London Film Academy
- Other names: LFA
- Motto: Think Film. Live Film. Breathe Film
- Type: Private film school
- Established: 2001
- Founders: Anna MacDonald and Daisy Gili
- Location: London, United Kingdom 51°28′55″N 0°11′54″W﻿ / ﻿51.4819°N 0.1983°W
- Colors: Black, White, Yellow
- Website: www.londonfilmacademy.com

= London Film Academy =

Film school in Fulham, London

The London Film Academy (LFA) is a UK film school situated in Fulham, London. Founded in 2001, the LFA offers undergraduate, postgraduate and short courses, providing practical training across all key filmmaking disciplines.

==History==
Based within a converted Methodist Church on Walham Grove, the London Film Academy was founded in 2001. The stated ethos was to produce practical film courses that focused on the art of celluloid filmmaking, with lecturers that were active within the film industry.

In January 2006 the LFA formed a partnership with Club Panico. Panico was created in the mid eighties and has patrons that include Terry Gilliam, Terry Jones and Sir Ben Kingsley.

The LFA holds its annual graduation show at the BFI Southbank.

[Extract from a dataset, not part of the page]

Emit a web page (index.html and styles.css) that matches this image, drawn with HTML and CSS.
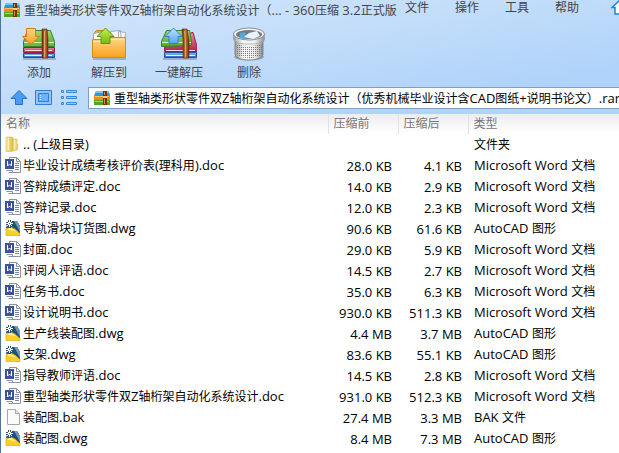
FILE: index.html
```
<!DOCTYPE html>
<html lang="zh-CN">
<head>
    <meta charset="UTF-8">
    <meta name="viewport" content="width=device-width, initial-scale=1.0">
    <title>360压缩</title>
    <link rel="stylesheet" href="styles.css">
</head>
<body>
    <!-- shared icons -->
    <svg class="sprite" aria-hidden="true">
        <defs>
            <linearGradient id="green" x2="0" y2="1"><stop offset="0" stop-color="#a5d96c"/><stop offset="1" stop-color="#4fa833"/></linearGradient>
            <linearGradient id="red" x2="0" y2="1"><stop offset="0" stop-color="#f08aa2"/><stop offset="1" stop-color="#b3224c"/></linearGradient>
            <linearGradient id="blue" x2="0" y2="1"><stop offset="0" stop-color="#8cc0f8"/><stop offset="1" stop-color="#2c63bd"/></linearGradient>
            <linearGradient id="strap"><stop offset="0" stop-color="#6e2c0e"/><stop offset=".5" stop-color="#c8793c"/><stop offset="1" stop-color="#6e2c0e"/></linearGradient>
            <linearGradient id="orange" x2="0" y2="1"><stop offset="0" stop-color="#ffd98a"/><stop offset="1" stop-color="#f9a01c"/></linearGradient>
            <linearGradient id="lime" x2="0" y2="1"><stop offset="0" stop-color="#c8ee50"/><stop offset="1" stop-color="#74bb10"/></linearGradient>
            <linearGradient id="sky" x2="0" y2="1"><stop offset="0" stop-color="#b8e4ff"/><stop offset="1" stop-color="#55a8f5"/></linearGradient>
            <linearGradient id="metal"><stop offset="0" stop-color="#9a9a9a"/><stop offset=".3" stop-color="#f8f8f8"/><stop offset=".7" stop-color="#eee"/><stop offset="1" stop-color="#8c8c8c"/></linearGradient>
            <linearGradient id="gold"><stop offset="0" stop-color="#f7e8a0"/><stop offset="1" stop-color="#e3bd45"/></linearGradient>
            <pattern id="holes" width="2" height="2" patternUnits="userSpaceOnUse"><path fill="#777" d="M0 0h1v1H0z"/></pattern>
        </defs>
        <symbol id="logo" viewBox="0 0 16 14">
            <path fill="#2497e6" d="M2 0h13l1 5H0z"/>
            <path fill="#6ec6fa" d="M2 0h13v2H2z"/>
            <path fill="#f18a1c" d="M0 5h16v4H0z"/>
            <path fill="#ffc45a" d="M1 5h14v1H1z"/>
            <path fill="#55a51c" d="M0 9h16v5H0z"/>
            <path fill="#a6de50" d="M1 10h14v1H1z"/>
            <path fill="#76310d" d="M9 0h4v14H9z"/>
            <path fill="#d88c47" d="M10 1h1v3h-1zM10 8h1v5h-1z"/>
            <path fill="#f4d284" d="M9 5h4v2H9z"/>
        </symbol>
        <symbol id="books" viewBox="0 0 36 34">
            <path fill="#000" opacity=".2" d="M2 31h33v2H2z"/>
            <path fill="url(#blue)" stroke="#234f9b" d="M2.500 26.500h31v4h-31z"/>
            <path fill="#eaf3ff" d="M4 28h27v1H4z"/>
            <path fill="url(#red)" stroke="#9c1d42" d="M2.500 20.500h31v5h-31z"/>
            <path fill="#ffe2e9" d="M4 23h27v1H4z"/>
            <path fill="url(#green)" stroke="#35812a" d="M6.500 3.500h23l4 11v5h-31v-5z"/>
            <path fill="#d8f2bb" d="M3 15h30v1H3z"/>
            <path fill="#6db94b" d="M3 16h30v3H3z"/>
            <path fill="url(#strap)" stroke="#5e250b" stroke-width=".6" d="M21 2h5l1 11v18h-6z"/>
            <path fill="#e2a066" d="M23 4h1v26h-1z"/>
        </symbol>
        <symbol id="word" viewBox="0 0 16 16">
            <path fill="#fff" stroke="#8a93a3" d="M4.500.5h7l4 4v11h-9"/>
            <path fill="none" stroke="#8a93a3" d="M11.500.5v4h4M4.500 0v3M1.500 13.500h6v2h-4"/>
            <path stroke="#7887a5" d="M10 6.500h4M10 8.500h4M10 10.500h4M10 12.500h4"/>
            <path fill="#3c539c" d="M0 2h9v10H0z"/>
            <path fill="none" stroke="#fff" d="M2.500 4v5l2-2 2 2V4"/>
        </symbol>
        <symbol id="dwg" viewBox="0 0 16 16">
            <path fill="#1d4f77" d="M3 1h9l3 5v8L1 8z"/>
            <path fill="#6f97b3" d="M9 1h3l3 5v6z"/>
            <path fill="#f7cf26" stroke="#d6a10e" stroke-width=".6" d="M1 9 5 6.500 10 9l5 4.500V15.500H1z"/>
            <path fill="#fff0a0" d="m2 9.500 3-2 7 4z"/>
            <path stroke="#26567c" stroke-width="3" d="M4.500 0v8M1 3.500h7"/>
            <path stroke="#fff" d="M4.500 0v7M1 3.500h7M2 1l5 5M7 1 2 6"/>
            <path fill="#26567c" d="M4 3h1v1H4z"/>
        </symbol>
        <symbol id="folder" viewBox="0 0 16 16">
            <path fill="url(#gold)" stroke="#d9bb5c" stroke-width=".6" d="M1 1h6l1 1v13l-1 .5H1z"/>
            <path fill="#f3dc83" stroke="#d9b64b" stroke-width=".6" d="M8 3h4v11l-4 1z"/>
            <path fill="#fff5c7" d="M3 2h1v12H3zM9 4h1v9H9z"/>
            <path fill="#e8c860" d="M12 8h1v6h-1z"/>
        </symbol>
        <symbol id="blank" viewBox="0 0 16 16">
            <path fill="#fbfbfb" stroke="#a6a6a6" d="M2.500.5h8l4 4v11h-12z"/>
            <path fill="#e5e5e5" stroke="#a6a6a6" d="M10.500.5v4h4"/>
        </symbol>
    </svg>

    <div class="window">
        <header class="chrome">
            <div class="titlebar">
                <svg class="logo"><use href="#logo"/></svg>
                <h1 class="title">重型轴类形状零件双<span class="en">Z</span>轴桁架自动化系统设计（<span class="en">... - 360</span>压缩<span class="en"> 3.2</span>正式版</h1>
                <nav class="menu">
                    <button type="button">文件</button>
                    <button type="button">操作</button>
                    <button type="button">工具</button>
                    <button type="button">帮助</button>
                </nav>
                <button type="button" class="skin" aria-label="换肤">
                    <svg viewBox="0 0 16 16"><path fill="#fff" stroke="#2084d2" stroke-width="1.500" d="M8 1 15 7.500h-3V14H4V7.500H1z"/></svg>
                </button>
            </div>

            <div class="toolbar">
                <button type="button" class="tool">
                    <svg viewBox="0 0 36 34">
                        <use href="#books"/>
                        <path fill="url(#orange)" stroke="#d47d10" d="M5.500 1.500h9v8h4L10 17.500 1.500 9.500h4z"/>
                    </svg>
                    <span>添加</span>
                </button>
                <button type="button" class="tool">
                    <svg viewBox="0 0 36 34">
                        <path fill="#000" opacity=".2" d="M2 31h33v2H2z"/>
                        <path fill="#eda52f" stroke="#c98413" d="M3.500 30V5.500l2-2h8l3 3h17V30z"/>
                        <path fill="#fff" stroke="#a9a9a9" d="m2.500 6.500 15-3v14h-15zM19.500 4.500l10-1 1 12h-10zM27.500 4.500l7 1-1 12h-6z"/>
                        <path fill="url(#orange)" stroke="#d98c15" d="M1.500 12.500h14l3-2h16v20h-33z"/>
                        <path fill="none" stroke="#ffe3a6" d="M3 14.500h13l3-2h14"/>
                        <path fill="url(#lime)" stroke="#5a9a0c" d="M14.500 1 23 9.500h-4v7h-9v-7H6z"/>
                    </svg>
                    <span>解压到</span>
                </button>
                <button type="button" class="tool">
                    <svg viewBox="0 0 36 34">
                        <path fill="#000" opacity=".2" d="M2 31h34v2H2z"/>
                        <path fill="url(#blue)" stroke="#234f9b" d="M3.500 25.500h32v5h-32z"/>
                        <path fill="#eaf3ff" d="M5 28h29v1H5z"/>
                        <path fill="url(#red)" stroke="#9c1d42" d="M3.500 20.500 31 5.500h1l4 14v5H3.500z"/>
                        <path fill="#ffe2e9" d="M5 23h29v1H5z"/>
                        <path fill="url(#green)" stroke="#35812a" d="M5.500 3.500h23l2 11v4l-30 1v-5z"/>
                        <path fill="#d8f2bb" d="M1 15h29v1H1z"/>
                        <path fill="url(#strap)" stroke="#5e250b" stroke-width=".6" d="M21 2h5l2 11v18h-6V13z"/>
                        <path fill="#e2a066" d="M23 4h1l1 10v16h-1V14z"/>
                        <path fill="url(#sky)" stroke="#2f7fd6" d="M12.500 1 21 9.500h-4v7H8v-7H4z"/>
                    </svg>
                    <span>一键解压</span>
                </button>
                <button type="button" class="tool">
                    <svg viewBox="0 0 36 34">
                        <ellipse cx="18" cy="30" rx="15" ry="3.500" opacity=".25"/>
                        <path fill="url(#metal)" stroke="#777" stroke-width=".8" d="M4 9v19q3 5 14 5t14-5V9z"/>
                        <path fill="url(#holes)" d="M5 17q13 4 26 0v11q-13 6-26 0z"/>
                        <path fill="url(#metal)" stroke="#999" stroke-width=".6" d="M2.500 7v6Q5 17 18 17t15.500-4V7z"/>
                        <ellipse cx="18" cy="7" rx="15.500" ry="6" fill="#f7f7f7" stroke="#8d8d8d"/>
                        <ellipse cx="18" cy="7.500" rx="13" ry="4.500" fill="#757b80"/>
                        <circle cx="12" cy="8.500" r="3.200" fill="#4fa9dd"/>
                        <path fill="#e6f4fb" d="m13 10 5-4 8-2 3 5-7 3z"/>
                    </svg>
                    <span>删除</span>
                </button>
            </div>

            <div class="pathbar">
                <button type="button" class="nav" aria-label="向上">
                    <svg viewBox="0 0 18 18"><path fill="#4a9cf2" stroke="#2474cf" d="M9 1.500 17 9.500h-4.500v6h-7v-6H1z"/></svg>
                </button>
                <button type="button" class="nav" aria-label="预览">
                    <svg viewBox="0 0 18 18"><path fill="#8dc4fa" stroke="#2c80dc" d="M.5 1.500h16v14H.5z"/><path fill="#6db2f6" stroke="#2c80dc" d="M3.500 4.500h10v8h-10z"/><path fill="#e0f0ff" d="M5 6h1v1H5zM5 8h1v1H5zM5 10h1v1H5z"/></svg>
                </button>
                <button type="button" class="nav" aria-label="列表">
                    <svg viewBox="0 0 18 18"><path fill="#9bcbfa" stroke="#3688de" d="M1.500 1.500h2v2h-2zM6.500 1.500h10v2h-10zM1.500 7.500h2v2h-2zM6.500 7.500h10v2h-10zM1.500 13.500h2v2h-2zM6.500 13.500h10v2h-10z"/></svg>
                </button>
                <div class="address">
                    <svg class="logo"><use href="#logo"/></svg>
                    <span>重型轴类形状零件双<span class="en">Z</span>轴桁架自动化系统设计（优秀机械毕业设计含<span class="en">CAD</span>图纸<span class="en">+</span>说明书论文）<span class="en">.rar</span></span>
                </div>
            </div>
        </header>

        <table class="files">
            <thead>
                <tr>
                    <th class="col-name">名称</th>
                    <th class="col-size">压缩前</th>
                    <th class="col-size">压缩后</th>
                    <th>类型</th>
                </tr>
            </thead>
            <tbody>
                <tr><td><svg><use href="#folder"/></svg><span class="en">.. (</span>上级目录<span class="en">)</span></td><td></td><td></td><td>文件夹</td></tr>
                <tr><td><svg><use href="#word"/></svg>毕业设计成绩考核评价表<span class="en">(</span>理科用<span class="en">).doc</span></td><td class="size">28.0 KB</td><td class="size">4.1 KB</td><td><span class="en">Microsoft Word </span>文档</td></tr>
                <tr><td><svg><use href="#word"/></svg>答辩成绩评定<span class="en">.doc</span></td><td class="size">14.0 KB</td><td class="size">2.9 KB</td><td><span class="en">Microsoft Word </span>文档</td></tr>
                <tr><td><svg><use href="#word"/></svg>答辩记录<span class="en">.doc</span></td><td class="size">12.0 KB</td><td class="size">2.3 KB</td><td><span class="en">Microsoft Word </span>文档</td></tr>
                <tr><td><svg><use href="#dwg"/></svg>导轨滑块订货图<span class="en">.dwg</span></td><td class="size">90.6 KB</td><td class="size">61.6 KB</td><td><span class="en">AutoCAD </span>图形</td></tr>
                <tr><td><svg><use href="#word"/></svg>封面<span class="en">.doc</span></td><td class="size">29.0 KB</td><td class="size">5.9 KB</td><td><span class="en">Microsoft Word </span>文档</td></tr>
                <tr><td><svg><use href="#word"/></svg>评阅人评语<span class="en">.doc</span></td><td class="size">14.5 KB</td><td class="size">2.7 KB</td><td><span class="en">Microsoft Word </span>文档</td></tr>
                <tr><td><svg><use href="#word"/></svg>任务书<span class="en">.doc</span></td><td class="size">35.0 KB</td><td class="size">6.3 KB</td><td><span class="en">Microsoft Word </span>文档</td></tr>
                <tr><td><svg><use href="#word"/></svg>设计说明书<span class="en">.doc</span></td><td class="size">930.0 KB</td><td class="size">511.3 KB</td><td><span class="en">Microsoft Word </span>文档</td></tr>
                <tr><td><svg><use href="#dwg"/></svg>生产线装配图<span class="en">.dwg</span></td><td class="size">4.4 MB</td><td class="size">3.7 MB</td><td><span class="en">AutoCAD </span>图形</td></tr>
                <tr><td><svg><use href="#dwg"/></svg>支架<span class="en">.dwg</span></td><td class="size">83.6 KB</td><td class="size">55.1 KB</td><td><span class="en">AutoCAD </span>图形</td></tr>
                <tr><td><svg><use href="#word"/></svg>指导教师评语<span class="en">.doc</span></td><td class="size">14.5 KB</td><td class="size">2.8 KB</td><td><span class="en">Microsoft Word </span>文档</td></tr>
                <tr><td><svg><use href="#word"/></svg>重型轴类形状零件双<span class="en">Z</span>轴桁架自动化系统设计<span class="en">.doc</span></td><td class="size">931.0 KB</td><td class="size">512.3 KB</td><td><span class="en">Microsoft Word </span>文档</td></tr>
                <tr><td><svg><use href="#blank"/></svg>装配图<span class="en">.bak</span></td><td class="size">27.4 MB</td><td class="size">3.3 MB</td><td><span class="en">BAK </span>文件</td></tr>
                <tr><td><svg><use href="#dwg"/></svg>装配图<span class="en">.dwg</span></td><td class="size">8.4 MB</td><td class="size">7.3 MB</td><td><span class="en">AutoCAD </span>图形</td></tr>
            </tbody>
        </table>
    </div>
</body>
</html>
```

FILE: styles.css
```
* {
    box-sizing: border-box;
}

body {
    margin: 0;
    font-family: "Open Sans", "Noto Sans CJK SC", sans-serif;
    font-size: 12px;
    line-height: 20px;
    color: #000;
    background: #fff;
    overflow: hidden;
}

button {
    padding: 0;
    border: none;
    background: none;
    font: inherit;
    color: inherit;
    cursor: pointer;
}

svg {
    display: block;
    flex: none;
}

.sprite {
    position: absolute;
    width: 0;
    height: 0;
}

.en {
    font-size: 13px;
}

.window {
    min-height: 100vh;
    border-left: 1px solid #4f7199;
}

.chrome {
    background: linear-gradient(170deg, #d3e6fb 0%, #c1dcfa 45%, #afd3fa 80%);
    color: #444;
    white-space: nowrap;
}

.titlebar {
    display: flex;
    height: 24px;
    padding-left: 3px;
}

.logo {
    width: 16px;
    height: 14px;
}

.titlebar .logo {
    margin-top: 3px;
}

.title {
    flex: none;
    width: 377px;
    margin: 0 4px;
    font-size: 12px;
    font-weight: normal;
}

.menu {
    display: flex;
    flex: none;
    gap: 26px;
    height: 16px;
    line-height: 16px;
}

.skin {
    flex: none;
    height: 16px;
    margin-left: 32px;
}

.skin svg {
    width: 16px;
    height: 16px;
}

.toolbar {
    display: flex;
    padding-left: 3px;
}

.tool {
    display: flex;
    flex-direction: column;
    align-items: center;
    width: 70px;
    height: 60px;
    padding-top: 3px;
}

.tool svg {
    width: 36px;
    height: 34px;
    margin-bottom: 2px;
}

.pathbar {
    display: flex;
    align-items: center;
    gap: 7px;
    height: 30px;
    padding: 0 0 2px 9px;
}

.nav svg {
    width: 18px;
    height: 18px;
}

.address {
    display: flex;
    flex: 1;
    align-items: center;
    gap: 4px;
    min-width: 0;
    height: 22px;
    margin-left: 3px;
    padding-left: 5px;
    border: 1px solid #7f9fc4;
    border-right: none;
    background: #fff;
    color: #000;
    overflow: hidden;
}

.files {
    width: 100%;
    table-layout: fixed;
    border-collapse: collapse;
    white-space: nowrap;
}

.files th {
    height: 20px;
    padding: 0 0 0 5px;
    background: linear-gradient(#ececec, #fff);
    border-right: 1px solid #e2e2e2;
    color: #777;
    font-weight: normal;
    text-align: left;
}

.files th:last-child {
    border-right: none;
}

.col-name {
    width: 327px;
}

.col-size {
    width: 70px;
}

.files td {
    height: 21px;
    padding: 0 0 0 6px;
}

.files td svg {
    float: left;
    width: 16px;
    height: 16px;
    margin: 2px 2px 0 0;
}

.files td:first-child {
    padding-left: 4px;
}

.files .size {
    padding: 0 6px 0 0;
    font-size: 13px;
    text-align: right;
}
```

Daisy Gili and Anna MacDonald co-founded the Academy and have served as joint principals of the LFA for fifteen years, and remain so as at 2019.

The London Film Academy announced a scholarship for emerging female filmmakers, worth £23,000, in September 2017.

==Accreditation==
The London Film Academy was reviewed by the QAA (Quality Assurance Agency for Higher Education) in November 2012, and November 2016. The result, in both instances, was a positive affirmation of LFA standards.

==Tutors==
Amongst the academy's tutors are cinematographer Andrew Speller, director David Pope, and screenwriter Kay Stonham.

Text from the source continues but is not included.